De evolutie van spionage
Velen zijn ervan overtuigd dat internationale spionage in ons land te herleiden is tot een fenomeen uit de Koude Oorlog. Als zetel van tal van internationale instellingen is Brussel echter méér dan ooit een ‘schaakbord’ voor spionnen geworden. Diplomaten, lobbyisten, journalisten, maar ook werknemers van buitenlandse privé- of overheidsbedrijven fungeren vaak als dekmantel om inlichtingen in te winnen. Het aantal spionnen in ons land is dan ook minstens even groot als tijdens de Koude Oorlog.
De spionagemethodes zijn dezelfde gebleven, maar de inzet is veranderd en veel omvangrijker geworden. Door de toenemende, wereldwijde concurrentie wordt spionage door almaar meer landen ingezet om gevoelige en geprivilegieerde informatie van strategisch belang in te zamelen. De komst van nieuwe technologieën zorgt er bovendien voor, dat het risico op spionage enorm is toegenomen.
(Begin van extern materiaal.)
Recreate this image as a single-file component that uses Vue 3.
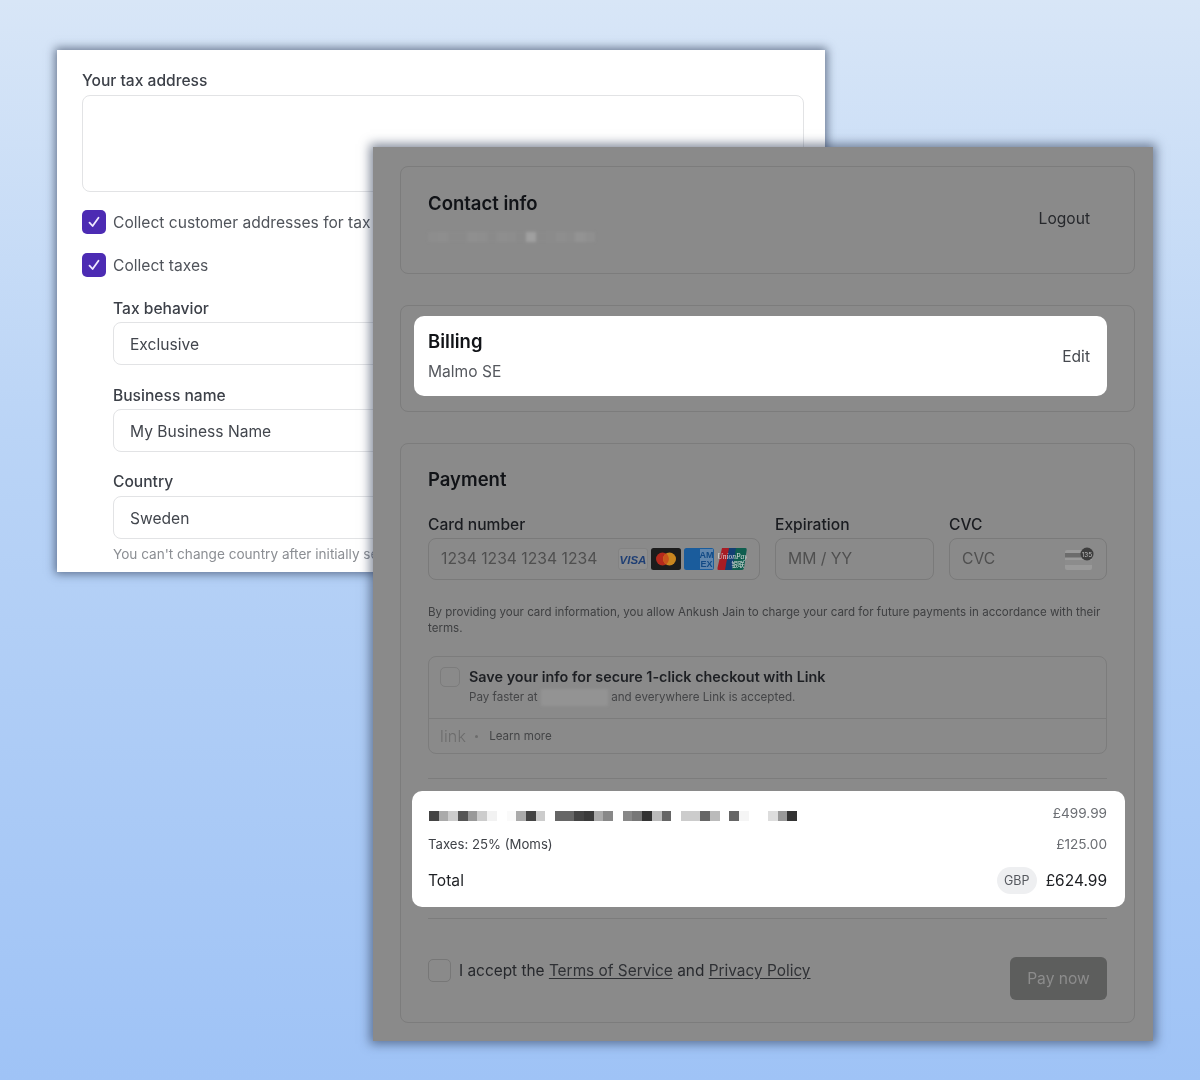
<script setup>
const productCells = [
  '#444', '#aaa', '#ccc', '#555', '#999', '#ccc', '#f2f2f2', '#fff', '#fafafa', '#aaa', '#444', '#ccc', '#fff',
  '#666', '#666', '#444', '#3a3a3a', '#aaa', '#888', '#fff', '#888', '#777', '#333', '#bbb', '#666', '#fff',
  '#ccc', '#ccc', '#666', '#bbb', '#fff', '#666', '#f5f5f5', '#fff', '#fff', '#ddd', '#999', '#333'
]
const emailCells = [
  '#8d8d8d', '#8e8e8e', '#8a8a8a', '#8a8a8a', '#8f8f8f', '#8e8e8e', '#8a8a8a', '#8e8e8e', '#8d8d8d', '#8a8a8a',
  '#a0a0a0', '#8a8a8a', '#8b8b8b', '#8e8e8e', '#8c8c8c', '#939393', '#8f8f8f'
]
</script>

<template>
  <div class="page">
    <section class="window back">
      <label class="label">Your tax address</label>
      <div class="textarea"></div>
      <div class="check-row first">
        <span class="check">
          <svg width="14" height="14" viewBox="0 0 14 14"><path d="M2.5 7.6 5.6 11 11.5 2.8" fill="none" stroke="#efe9ff" stroke-width="1.8" stroke-linecap="round" stroke-linejoin="round"/></svg>
        </span>
        <span>Collect customer addresses for tax calculation</span>
      </div>
      <div class="check-row second">
        <span class="check">
          <svg width="14" height="14" viewBox="0 0 14 14"><path d="M2.5 7.6 5.6 11 11.5 2.8" fill="none" stroke="#efe9ff" stroke-width="1.8" stroke-linecap="round" stroke-linejoin="round"/></svg>
        </span>
        <span>Collect taxes</span>
      </div>
      <div class="nested">
        <label class="label">Tax behavior</label>
        <div class="field">Exclusive</div>
        <label class="label gap">Business name</label>
        <div class="field">My Business Name</div>
        <label class="label gap country">Country</label>
        <div class="field">Sweden</div>
        <p class="hint">You can't change country after initially setting it</p>
      </div>
    </section>

    <section class="window front">
      <div class="card contact">
        <div class="contact-text">
          <h2>Contact info</h2>
          <div class="email-blur">
            <i v-for="(c, i) in emailCells" :key="i" :style="{ background: c }"></i>
          </div>
        </div>
        <span class="logout">Logout</span>
      </div>

      <div class="card billing-card">
        <div class="billing">
          <div>
            <h2>Billing</h2>
            <div class="city">Malmo SE</div>
          </div>
          <span class="edit">Edit</span>
        </div>
      </div>

      <div class="card payment">
        <h2>Payment</h2>
        <div class="card-grid">
          <div class="col">
            <div class="field-label">Card number</div>
            <div class="input">
              <span>1234 1234 1234 1234</span>
              <div class="brands">
                <svg width="30" height="22" viewBox="0 0 30 22"><rect x=".5" y=".5" width="29" height="21" rx="2.5" fill="#8f8f8f" stroke="#838383"/><text x="15" y="15.5" text-anchor="middle" font-family="Liberation Sans" font-size="11.5" font-weight="700" font-style="italic" fill="#1f3f74">VISA</text></svg>
                <svg width="30" height="22" viewBox="0 0 30 22"><rect width="30" height="22" rx="2.5" fill="#1c1c1c"/><circle cx="11.5" cy="11" r="6.5" fill="#b5291c"/><circle cx="18.5" cy="11" r="6.5" fill="#c9861f"/><path d="M15 5.6a6.5 6.5 0 0 1 0 10.8 6.5 6.5 0 0 1 0-10.8z" fill="#c8541c"/></svg>
                <svg width="30" height="22" viewBox="0 0 30 22"><rect width="30" height="22" rx="2.5" fill="#1a5c9c"/><rect x="16" y="1" width="13" height="20" fill="#9aa9bb" opacity=".55"/><text x="22.5" y="10" text-anchor="middle" font-family="Liberation Sans" font-size="9" font-weight="700" fill="#124a85">AM</text><text x="22.5" y="18.5" text-anchor="middle" font-family="Liberation Sans" font-size="9" font-weight="700" fill="#124a85">EX</text></svg>
                <svg width="30" height="22" viewBox="0 0 30 22"><path d="M5 0h9l-4 22H1.500Q0 22 .5 20z" fill="#a81c24"/><path d="M12 0h9l-4 22H8z" fill="#123f73"/><path d="M19 0h9.500q1.500 0 1.200 2L27 20q-.4 2-2 2h-10z" fill="#0f5e4f"/><text x="15.500" y="10.500" text-anchor="middle" font-family="Liberation Serif" font-size="7.500" font-style="italic" fill="#dcdcdc">UnionPay</text><text x="21" y="18.500" text-anchor="middle" font-family="Noto Sans CJK SC" font-size="6.500" fill="#dcdcdc">银联</text></svg>
              </div>
            </div>
          </div>
          <div class="col">
            <div class="field-label">Expiration</div>
            <div class="input"><span>MM / YY</span></div>
          </div>
          <div class="col">
            <div class="field-label">CVC</div>
            <div class="input">
              <span>CVC</span>
              <svg width="30" height="24" viewBox="0 0 30 24"><rect x="1" y="3" width="27" height="20" rx="2" fill="#9a9a9a"/><rect x="1" y="6" width="27" height="4.500" fill="#6c6c6c"/><rect x="1" y="13" width="27" height="5" fill="#8c8c8c"/><circle cx="23" cy="7" r="6.500" fill="#3d3d3d"/><text x="23" y="9.500" text-anchor="middle" font-family="Inter" font-size="6.500" fill="#bbb">135</text></svg>
            </div>
          </div>
        </div>

        <p class="consent">By providing your card information, you allow Ankush Jain to charge your card for future payments in accordance with their terms.</p>

        <div class="link-box">
          <div class="link-main">
            <span class="small-check"></span>
            <div>
              <div class="link-title">Save your info for secure 1-click checkout with Link</div>
              <div class="link-sub">Pay faster at <span class="name-blur"></span> and everywhere Link is accepted.</div>
            </div>
          </div>
          <div class="link-foot">
            <span class="link-logo">link</span>
            <span class="dot"></span>
            <span>Learn more</span>
          </div>
        </div>

        <hr class="rule top-rule" />

        <div class="summary">
          <div class="sum-row product">
            <div class="pixels">
              <i v-for="(c, i) in productCells" :key="i" :style="{ background: c }"></i>
            </div>
            <span class="amount">£499.99</span>
          </div>
          <div class="sum-row taxes">
            <span>Taxes: 25% (Moms)</span>
            <span class="amount">£125.00</span>
          </div>
          <div class="sum-row total">
            <span>Total</span>
            <div class="total-right">
              <span class="badge">GBP</span>
              <span class="grand">£624.99</span>
            </div>
          </div>
        </div>

        <hr class="rule bottom-rule" />

        <div class="footer">
          <div class="accept">
            <span class="accept-check"></span>
            <span>I accept the <u>Terms of Service</u> and <u>Privacy Policy</u></span>
          </div>
          <button class="pay">Pay now</button>
        </div>
      </div>
    </section>
  </div>
</template>

<style>
html, body {
  margin: 0;
  background: #a5c7f6;
}
</style>

<style scoped>
.page {
  position: relative;
  width: 1200px;
  height: 1080px;
  overflow: hidden;
  background: linear-gradient(180deg, #d8e6f7 0%, #bad4f6 40%, #9fc3f6 100%);
  font-family: Inter, "Liberation Sans", sans-serif;
  font-size: 15.6px;
  color: #3e4249;
  filter: blur(0.3px);
}
.window {
  position: absolute;
  box-sizing: border-box;
}
.back {
  left: 57px;
  top: 50px;
  width: 768px;
  height: 522px;
  overflow: hidden;
  background: #fff;
  padding: 21px 21px 0 25px;
  box-shadow: 0 0 9px 2px rgba(45, 58, 85, 0.65);
}
.label {
  display: block;
  height: 20px;
  line-height: 20px;
  font-weight: 500;
  color: #3c4048;
}
.nested .label {
  line-height: 22px;
}
.label.gap {
  margin-top: 20px;
}
.label.country {
  margin-top: 19px;
}
.textarea {
  box-sizing: border-box;
  height: 97px;
  margin-top: 4px;
  border: 1px solid #e2e3e5;
  border-radius: 8px;
}
.check-row {
  display: flex;
  align-items: center;
  gap: 7px;
  height: 24px;
  color: #50545b;
  white-space: nowrap;
}
.check-row.first {
  margin-top: 18px;
}
.check-row.second {
  margin-top: 19px;
}
.check {
  display: flex;
  align-items: center;
  justify-content: center;
  width: 24px;
  height: 24px;
  border-radius: 5px;
  background: #4c2bb3;
}
.nested {
  margin: 21px 0 0 31px;
}
.field {
  box-sizing: border-box;
  height: 43px;
  margin-top: 4px;
  padding-left: 16px;
  border: 1px solid #e2e3e5;
  border-radius: 8px;
  line-height: 44px;
  color: #42464d;
}
.country + .field {
  margin-top: 5px;
}
.hint {
  margin: 6px 0 0;
  font-size: 13.6px;
  line-height: 18px;
  color: #8b8e93;
  white-space: nowrap;
}

.front {
  left: 373px;
  top: 147px;
  width: 780px;
  height: 894px;
  padding: 19px 18px 0 27px;
  background: #8a8a8a;
  box-shadow: 0 0 10px 3px rgba(45, 58, 85, 0.6);
}
.card {
  box-sizing: border-box;
  border: 1px solid #7c7c7c;
  border-radius: 8px;
}
h2 {
  margin: 0;
  font-size: 18.5px;
  font-weight: 600;
  line-height: 24px;
  color: #111317;
}
.contact {
  display: flex;
  align-items: center;
  justify-content: space-between;
  height: 108px;
  padding: 0 44px 0 27px;
}
.contact-text {
  align-self: flex-start;
  margin-top: 24px;
}
.email-blur {
  display: flex;
  width: 167px;
  height: 10px;
  margin-top: 17px;
  filter: blur(1.5px);
}
.email-blur i {
  flex: 1;
}
.logout {
  margin-top: -4px;
  color: #26282c;
}
.billing-card {
  height: 107px;
  margin-top: 31px;
  padding: 10px 27px 0 13px;
}
.billing {
  display: flex;
  align-items: center;
  justify-content: space-between;
  height: 80px;
  padding: 0 17px 0 14px;
  background: #fff;
  border-radius: 10px;
}
.city {
  margin-top: 8px;
  line-height: 22px;
  color: #55585e;
}
.edit {
  color: #46494f;
}
.payment {
  height: 580px;
  margin-top: 31px;
  padding: 23px 27px 0;
}
.card-grid {
  display: grid;
  grid-template-columns: 332px 159px 158px;
  gap: 15px;
  margin-top: 24px;
}
.field-label {
  height: 20px;
  line-height: 20px;
  font-weight: 500;
  color: #1a1c20;
}
.input {
  display: flex;
  align-items: center;
  justify-content: space-between;
  box-sizing: border-box;
  height: 42px;
  margin-top: 3px;
  padding: 0 12px;
  border: 1px solid #7a7a7a;
  border-radius: 8px;
  font-size: 15.7px;
  color: #4f4f4f;
  white-space: nowrap;
}
.input > span {
  margin-top: -1px;
}
.brands {
  display: flex;
  gap: 3px;
}
.consent {
  margin: 24px 0 0;
  font-size: 11.55px;
  line-height: 16px;
  color: #3f4042;
}
.link-box {
  box-sizing: border-box;
  height: 98px;
  margin-top: 20px;
  border: 1px solid #7c7c7c;
  border-radius: 8px;
}
.link-main {
  display: flex;
  gap: 9px;
  height: 62px;
  box-sizing: border-box;
  padding: 10px 11px 0;
  border-bottom: 1px solid #7c7c7c;
}
.small-check {
  flex: none;
  box-sizing: border-box;
  width: 20px;
  height: 20px;
  border: 1px solid #7c7c7c;
  border-radius: 5px;
}
.link-title {
  font-size: 14.38px;
  font-weight: 600;
  line-height: 20px;
  color: #1d1f23;
}
.link-sub {
  margin-top: 2px;
  font-size: 11.6px;
  line-height: 17px;
  color: #444547;
}
.name-blur {
  display: inline-block;
  width: 67px;
  height: 17px;
  vertical-align: -5px;
  background: #939393;
  filter: blur(1.5px);
}
.link-foot {
  display: flex;
  align-items: center;
  height: 34px;
  padding-left: 11px;
  font-size: 11.6px;
  color: #444547;
}
.link-logo {
  font-size: 16px;
  font-weight: 300;
  letter-spacing: 0.2px;
  color: #6c6c6c;
}
.dot {
  width: 3px;
  height: 3px;
  margin: 0 11px 0 9px;
  border-radius: 50%;
  background: #6c6c6c;
}
.rule {
  height: 1px;
  margin: 0;
  border: 0;
  background: #7c7c7c;
}
.top-rule {
  margin-top: 24px;
}
.summary {
  box-sizing: border-box;
  height: 116px;
  margin: 12px -18px 0 -16px;
  padding: 13px 18px 0 16px;
  background: #fff;
  border-radius: 10px;
}
.sum-row {
  display: flex;
  align-items: center;
  justify-content: space-between;
}
.product {
  height: 20px;
}
.pixels {
  display: flex;
  margin: 4px 0 0 1px;
}
.pixels i {
  width: 9.700px;
  height: 10px;
}
.amount {
  font-size: 13.6px;
  color: #6a6d72;
}
.product .amount {
  margin-top: -2px;
}
.taxes {
  height: 20px;
  margin-top: 10px;
  font-size: 13.2px;
  color: #3f4248;
}
.total {
  height: 28px;
  margin-top: 12px;
  color: #1d1f23;
}
.total-right {
  display: flex;
  align-items: center;
  gap: 9px;
}
.grand {
  font-size: 15.5px;
}
.badge {
  box-sizing: border-box;
  width: 40px;
  height: 27px;
  line-height: 27px;
  text-align: center;
  font-size: 12.500px;
  color: #55585e;
  background: #eeeff1;
  border-radius: 14px;
}
.bottom-rule {
  margin-top: 11px;
}
.footer {
  display: flex;
  justify-content: space-between;
  margin-top: 38px;
}
.accept {
  display: flex;
  align-items: center;
  gap: 8px;
  height: 27px;
  font-size: 15.4px;
  color: #26282c;
}
.accept-check {
  box-sizing: border-box;
  width: 23px;
  height: 23px;
  border: 1px solid #777;
  border-radius: 5px;
}
.accept u {
  color: #2f3135;
  text-underline-offset: 2px;
}
.pay {
  width: 97px;
  height: 43px;
  padding: 0;
  border: 0;
  border-radius: 6px;
  background: #5d5e5d;
  color: #8c8c8c;
  font-family: inherit;
  font-size: 15.6px;
}
</style>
De gevolgen zijn niet min, want spionageactiviteiten kunnen de maatschappij veel schade berokkenen. Ze kunnen de militaire slagkracht en/of de democratische beslissingsprocessen van een land aantasten. Op economisch vlak kunnen ze leiden tot een verlies aan marktaandeel voor de betrokken bedrijven alsook voor banenverlies. Spionage kan ook de integriteit en de veiligheid van kritieke infrastructuren of strategische sectoren in gevaar brengen.